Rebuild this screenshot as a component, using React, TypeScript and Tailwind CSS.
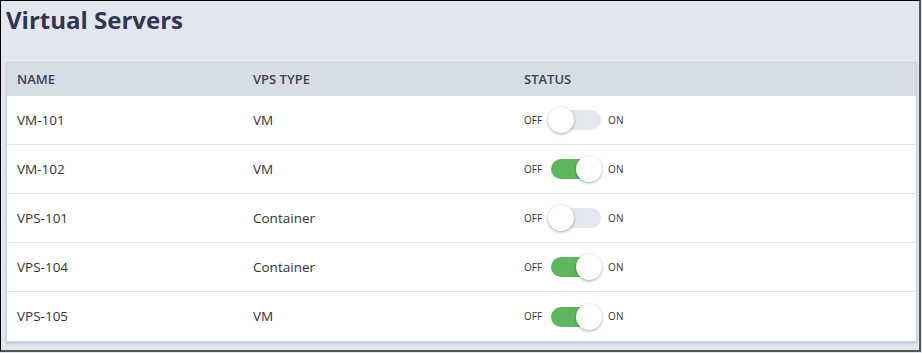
import React, { useState } from 'react';

interface Server {
  name: string;
  type: string;
  on: boolean;
}

const servers: Server[] = [
  { name: 'VM-101', type: 'VM', on: false },
  { name: 'VM-102', type: 'VM', on: true },
  { name: 'VPS-101', type: 'Container', on: false },
  { name: 'VPS-104', type: 'Container', on: true },
  { name: 'VPS-105', type: 'VM', on: true },
];

const Toggle: React.FC<{ on: boolean; onChange: () => void }> = ({ on, onChange }) => (
  <div className="flex items-center text-[10px] text-[#333]">
    <span className="mr-[9px]">OFF</span>
    <button
      onClick={onChange}
      className={`relative h-[20px] w-[50px] rounded-full ${on ? 'bg-[#5cb85c]' : 'bg-[#e4e7ed]'}`}
    >
      <span
        className={`absolute top-[-3px] h-[26px] w-[26px] rounded-full bg-white shadow-[0_1px_3px_rgba(0,0,0,0.35)] ${on ? 'left-[25px]' : 'left-[-3px]'}`}
      />
    </button>
    <span className="ml-[7px]">ON</span>
  </div>
);

const App: React.FC = () => {
  const [rows, setRows] = useState(servers);

  const toggle = (i: number) =>
    setRows(rows.map((r, idx) => (idx === i ? { ...r, on: !r.on } : r)));

  return (
    <div className="h-[353px] w-[922px] bg-[#e3e6ee] pr-px pb-px">
      <div
        className="h-full border-t border-l border-black border-r-2 border-b-2 border-r-[#555] border-b-[#555] pl-[5px] pr-[2px]"
        style={{ fontFamily: '"Open Sans", sans-serif' }}
      >
        <h1 className="pt-[4px] text-[24px] font-bold leading-[30px] text-[#2f3552]">
          Virtual Servers
        </h1>
        <div className="mt-[27px] border border-[#c8d1dc] bg-white shadow-[0_2px_2px_rgba(0,0,0,0.12)]">
          <div className="flex h-[33px] items-center bg-[#d6dde5] text-[13px] font-semibold text-[#3b4050]">
            <div className="w-[246px] pl-[10px]">NAME</div>
            <div className="w-[271px]">VPS TYPE</div>
            <div>STATUS</div>
          </div>
          {rows.map((s, i) => (
            <div
              key={s.name}
              className={`flex h-[49px] items-center text-[13.5px] text-[#333] ${i < rows.length - 1 ? 'border-b border-[#dfe3e9]' : ''}`}
            >
              <div className="w-[246px] pl-[10px]">{s.name}</div>
              <div className="w-[271px]">{s.type}</div>
              <Toggle on={s.on} onChange={() => toggle(i)} />
            </div>
          ))}
        </div>
      </div>
    </div>
  );
};

export default App;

-- The exercise --
Transcribe the full listing above exactly as it stands, minus the pictures.

-- Output for this task --
Rebuild this screenshot as a component, using React, TypeScript and Tailwind CSS.
import React, { useState } from 'react';

interface Server {
  name: string;
  type: string;
  on: boolean;
}

const servers: Server[] = [
  { name: 'VM-101', type: 'VM', on: false },
  { name: 'VM-102', type: 'VM', on: true },
  { name: 'VPS-101', type: 'Container', on: false },
  { name: 'VPS-104', type: 'Container', on: true },
  { name: 'VPS-105', type: 'VM', on: true },
];

const Toggle: React.FC<{ on: boolean; onChange: () => void }> = ({ on, onChange }) => (
  <div className="flex items-center text-[10px] text-[#333]">
    <span className="mr-[9px]">OFF</span>
    <button
      onClick={onChange}
      className={`relative h-[20px] w-[50px] rounded-full ${on ? 'bg-[#5cb85c]' : 'bg-[#e4e7ed]'}`}
    >
      <span
        className={`absolute top-[-3px] h-[26px] w-[26px] rounded-full bg-white shadow-[0_1px_3px_rgba(0,0,0,0.35)] ${on ? 'left-[25px]' : 'left-[-3px]'}`}
      />
    </button>
    <span className="ml-[7px]">ON</span>
  </div>
);

const App: React.FC = () => {
  const [rows, setRows] = useState(servers);

  const toggle = (i: number) =>
    setRows(rows.map((r, idx) => (idx === i ? { ...r, on: !r.on } : r)));

  return (
    <div className="h-[353px] w-[922px] bg-[#e3e6ee] pr-px pb-px">
      <div
        className="h-full border-t border-l border-black border-r-2 border-b-2 border-r-[#555] border-b-[#555] pl-[5px] pr-[2px]"
        style={{ fontFamily: '"Open Sans", sans-serif' }}
      >
        <h1 className="pt-[4px] text-[24px] font-bold leading-[30px] text-[#2f3552]">
          Virtual Servers
        </h1>
        <div className="mt-[27px] border border-[#c8d1dc] bg-white shadow-[0_2px_2px_rgba(0,0,0,0.12)]">
          <div className="flex h-[33px] items-center bg-[#d6dde5] text-[13px] font-semibold text-[#3b4050]">
            <div className="w-[246px] pl-[10px]">NAME</div>
            <div className="w-[271px]">VPS TYPE</div>
            <div>STATUS</div>
          </div>
          {rows.map((s, i) => (
            <div
              key={s.name}
              className={`flex h-[49px] items-center text-[13.5px] text-[#333] ${i < rows.length - 1 ? 'border-b border-[#dfe3e9]' : ''}`}
            >
              <div className="w-[246px] pl-[10px]">{s.name}</div>
              <div className="w-[271px]">{s.type}</div>
              <Toggle on={s.on} onChange={() => toggle(i)} />
            </div>
          ))}
        </div>
      </div>
    </div>
  );
};

export default App;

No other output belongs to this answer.